How I Got Evolution | Clarissa's Blog

How I Got Evolution | Clarissa's Blog



Just writing this here because it involves something in my head and it is vaguely related to epigenetics. I seem to have taken an interest over the years in the nature of history-induced trauma, especially that which is not seen. We all know that those who have experienced genocides have a sense of historically-induced trauma, however that is defined. As well as this, there are those responses to trauma that are not noticed, seemingly be anybody studying any of the academic disciplines (cultural studies probably gets the closest). I have said that at the base of the “Western personality” is the trauma of being identified as a colonizer. That explains why Obama is left making all sorts of lame-ass statements about Islamic State, such as that Christians in the past also set people alight. Westerners are people who have castrated themselves at the level of the ability to identity aggressive power interests and to work effectively against these. They always seem to end up on the back foot. Or even meddling in dangerous affairs, but still with not any deep sense of the power interests, so they are caught out once again.
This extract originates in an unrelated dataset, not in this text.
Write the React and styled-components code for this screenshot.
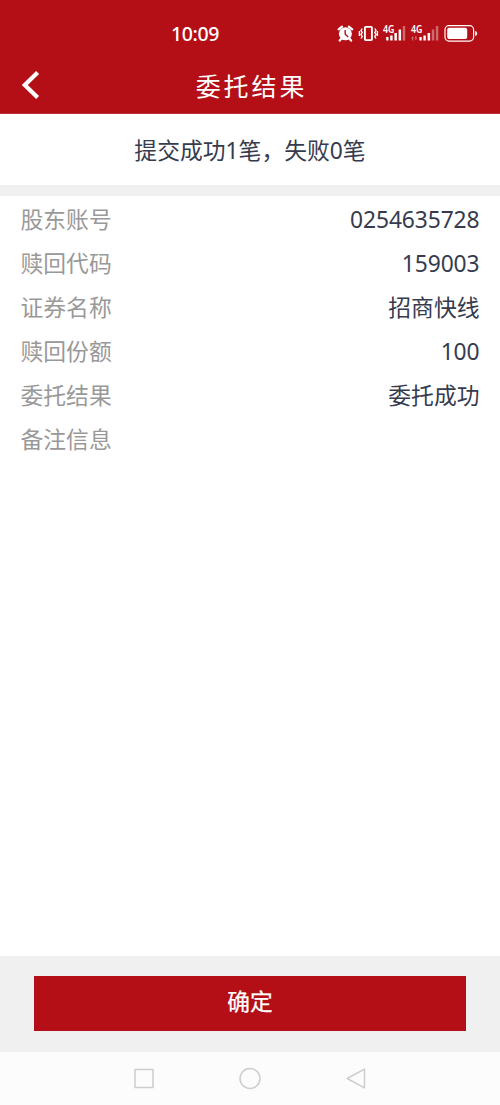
import React from 'react';
import styled, { createGlobalStyle } from 'styled-components';

const GlobalStyle = createGlobalStyle`
  * { box-sizing: border-box; }
  body {
    margin: 0;
    background: #fff;
    font-family: "Noto Sans", "Noto Sans CJK SC", sans-serif;
  }
`;

const Screen = styled.div`
  display: flex;
  flex-direction: column;
  width: 500px;
  height: 1105px;
  background: #fff;
  color: #363b4e;
`;

const Header = styled.header`
  height: 114px;
  background: #b40f16;
  color: #fff;
  border-bottom: 1px solid #b5343d;
`;

const StatusBar = styled.div`
  display: flex;
  align-items: center;
  justify-content: space-between;
  height: 57px;
  padding: 10px 22px 0 171px;
`;

const Clock = styled.span`
  font-size: 19.5px;
  font-weight: 500;
  line-height: 28px;
  letter-spacing: -0.4px;
`;

const StatusIcons = styled.svg`
  display: block;
  width: 144px;
  height: 32px;
  margin-top: -2px;
  overflow: visible;
`;

const TitleBar = styled.div`
  display: grid;
  grid-template-columns: 60px 1fr 60px;
  align-items: center;
  height: 56px;
`;

const BackButton = styled.button`
  display: flex;
  padding: 0 0 0 20px;
  border: 0;
  background: none;
  color: inherit;
`;

const Title = styled.h1`
  margin: 0;
  padding: 2px 0 0 3px;
  font-size: 25px;
  font-weight: 400;
  line-height: 36px;
  letter-spacing: 2.9px;
  text-align: center;
`;

const Summary = styled.div`
  height: 82px;
  padding-top: 20px;
  border-bottom: 11px solid #f0f0f0;
  font-size: 22.8px;
  line-height: 34px;
  text-align: center;
`;

const Details = styled.dl`
  flex: 1;
  margin: 0;
  padding: 2px 20.5px 0;
`;

const Row = styled.div`
  display: flex;
  justify-content: space-between;
  height: 44.05px;
  font-size: 22.8px;
  line-height: 44px;
`;

const Label = styled.dt`
  color: #999;
`;

const Value = styled.dd`
  margin: 0;
  letter-spacing: ${({ $numeric }) => ($numeric ? '-0.1px' : 'normal')};
`;

const Footer = styled.footer`
  height: 96px;
  padding: 20px 34px;
  background: #f0f0f0;
`;

const ConfirmButton = styled.button`
  display: block;
  width: 100%;
  height: 55px;
  padding: 0 0 4px;
  border: 0;
  background: #b40f16;
  color: #fff;
  font: 400 22.75px/34px "Noto Sans", "Noto Sans CJK SC", sans-serif;
  -webkit-text-stroke: 0.25px #fff;
`;

const NavBar = styled.nav`
  display: flex;
  justify-content: center;
  align-items: center;
  gap: 82px;
  height: 53px;
  background: #fcfcfc;
`;

const NavIcon = styled.svg`
  width: 24px;
  height: 24px;
  fill: none;
  stroke: #cdcdcd;
  stroke-width: 1.5;
`;

const rows = [
  ['股东账号', '0254635728'],
  ['赎回代码', '159003'],
  ['证券名称', '招商快线'],
  ['赎回份额', '100'],
  ['委托结果', '委托成功'],
  ['备注信息', ''],
];

const NetworkLabel = styled.text`
  font: 600 11px "Noto Sans", sans-serif;
`;

function PhoneStatus() {
  return (
    <StatusIcons viewBox="334 17 144 32" fill="#fff">
      <circle cx="345.4" cy="33.8" r="6.5" />
      <path d="M338.6 29.4l3.4-2.8M352.2 29.4l-3.4-2.8M341.3 38.8l-1.6 1.8M349.5 38.8l1.6 1.8" stroke="#fff" strokeWidth="2.2" strokeLinecap="round" />
      <path d="M345.2 30v4.2l3 2.8" fill="none" stroke="#b40f16" strokeWidth="1.4" />
      <rect x="364.9" y="26.9" width="7" height="13.2" rx="0.8" fill="none" stroke="#fff" strokeWidth="1.9" />
      <path d="M362.2 28.5l-1.2 2 1.2 2-1.2 2 1.2 2-1.2 2M359.4 31v5M374.8 28.5l1.2 2-1.2 2 1.2 2-1.2 2 1.2 2M377.4 31v5" fill="none" stroke="#fff" strokeWidth="1.4" />
      <NetworkLabel x="383" y="33.2" textLength="11.5" lengthAdjust="spacingAndGlyphs">4G</NetworkLabel>
      <path d="M386.2 37h2.3v3.6h-2.3zM390.2 35.5h2.4v5.1h-2.4zM394.4 33h2.5v7.6h-2.5zM398.6 29.5h2.5v11.1h-2.5z" />
      <path d="M402.8 26h2.4v14.6h-2.4z" opacity="0.38" />
      <NetworkLabel x="411" y="33.2" textLength="11.5" lengthAdjust="spacingAndGlyphs">4G</NetworkLabel>
      <path d="M411.2 38.3l1.4-2 1.4 2zM414.5 38.3l1.4 2 1.4-2zM412 38h1.2v2.5H412zM415.3 36h1.2v2.5h-1.2z" opacity="0.38" />
      <path d="M419.4 37h2.3v3.6h-2.3zM423.4 35.5h2.4v5.1h-2.4zM427.6 33h2.5v7.6h-2.5z" />
      <path d="M431.8 29.5h2.5v11.1h-2.5zM435.9 26h2.4v14.6h-2.4z" opacity="0.38" />
      <rect x="445" y="25.7" width="28.6" height="15.4" rx="4" fill="none" stroke="#fff" strokeWidth="1.2" />
      <rect x="447.2" y="27.8" width="20" height="11.2" rx="2" />
      <path d="M475.2 31q2 .4 2 2.5t-2 2.5z" />
    </StatusIcons>
  );
}

export default function App() {
  return (
    <>
      <GlobalStyle />
      <Screen>
        <Header>
          <StatusBar>
            <Clock>10:09</Clock>
            <PhoneStatus />
          </StatusBar>
          <TitleBar>
            <BackButton aria-label="返回">
              <svg width="22" height="30" viewBox="0 0 22 30" fill="none" stroke="#fff" strokeWidth="4.2">
                <path d="M17.6 2.5L4.8 15l12.8 12.5" />
              </svg>
            </BackButton>
            <Title>委托结果</Title>
          </TitleBar>
        </Header>
        <Summary>提交成功1笔，失败0笔</Summary>
        <Details>
          {rows.map(([label, value]) => (
            <Row key={label}>
              <Label>{label}</Label>
              <Value $numeric={/^\d+$/.test(value)}>{value}</Value>
            </Row>
          ))}
        </Details>
        <Footer>
          <ConfirmButton>确定</ConfirmButton>
        </Footer>
        <NavBar>
          <NavIcon viewBox="0 0 24 24">
            <rect x="3" y="2.5" width="18" height="18" />
          </NavIcon>
          <NavIcon viewBox="0 0 24 24">
            <circle cx="12" cy="11.5" r="10" />
          </NavIcon>
          <NavIcon viewBox="0 0 24 24">
            <path d="M20.5 2.1v18.8L3.2 11.5z" strokeLinejoin="round" />
          </NavIcon>
        </NavBar>
      </Screen>
    </>
  );
}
Ask a typical Western person with a guilt complex to help you against an attack by those, perhaps, espousing chauvinistic interests, and they will mutter something about everybody’s patriarchy being different, as they wander off into the ether. A Westerner is someone who has castrated themselves at the point of looking at power
Well, that is invisible historically-induced trauma, experienced as guilt, which makes people practically useless as defence (and certainly such people are worse than useless as allies, because they get very muddle-headed, due to guilt, and start to victimise their friends when they feel confused).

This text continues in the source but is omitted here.